While the government authorised a fuel price increase on January 29, the adjustment trailed analysts' estimates and voting shares of the Rio de Janeiro-based company dropped 5.1 per cent the next day. Petrobras tumbled 8.3 per cent on February 5 to the lowest level since August 2005 after saying that it will reduce dividends.
Brazil's benchmark Bovespa Index is down 16 per cent since the end of 2010. The BSE India Sensitive Index has gained 0.8 per cent in 2013 and Russia's Micex Index has increased 3.5 per cent.
The number of news stories containing the term BRIC fell to 317 in January, according to data compiled by Bloomberg from more than 100 news sources. That's 87 per cent less than the record high in March 2011, a week before the MSCI BRIC index reached an almost three-year peak.
Google had the fewest queries on BRIC in December since February 2005.
While the level of interest has since increased, it's still about 17 per cent lower than a year ago and 48 per cent below the June 2009 high, according to Google's Trends website.
Equity gauges in Shanghai, Mumbai, Moscow and Sao Paulo that once moved in lockstep with the MSCI BRIC index are losing their links to the benchmark.
The Shanghai Composite's 30-day correlation with the MSCI gauge dropped to 0.2 on January 9, the lowest level since January 2012, from as high as 0.8 in September, data compiled by Bloomberg show. A reading of one means two markets move in tandem, while a level of minus-one means they move in opposite directions.

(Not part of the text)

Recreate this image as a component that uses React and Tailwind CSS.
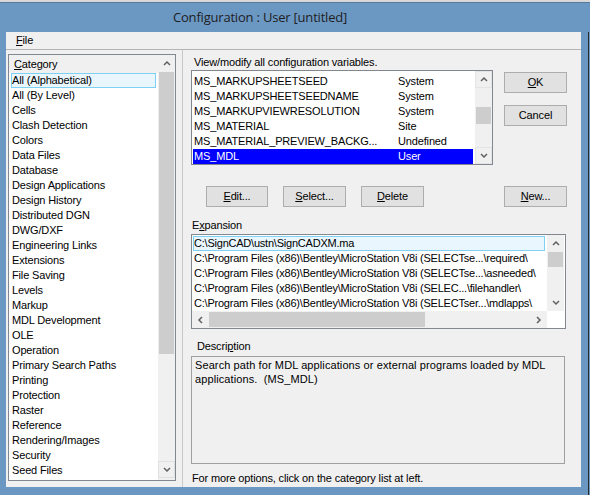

The relationship for India's Sensex declined to the lowest level since November 2009 this month, while the reading for Russia's Micex reached a four-year nadir. The Bovespa in Sao Paulo had the weakest correlation since March 2008 in October.
"People aren't talking about them as a group any more, but talking about the countries separately," Timothy Ghriskey, the chief investment officer at Solaris Group in New York, which manages about $2bn and has equity holdings in India and Brazil, said. "Each one has a different investment climate, different issues."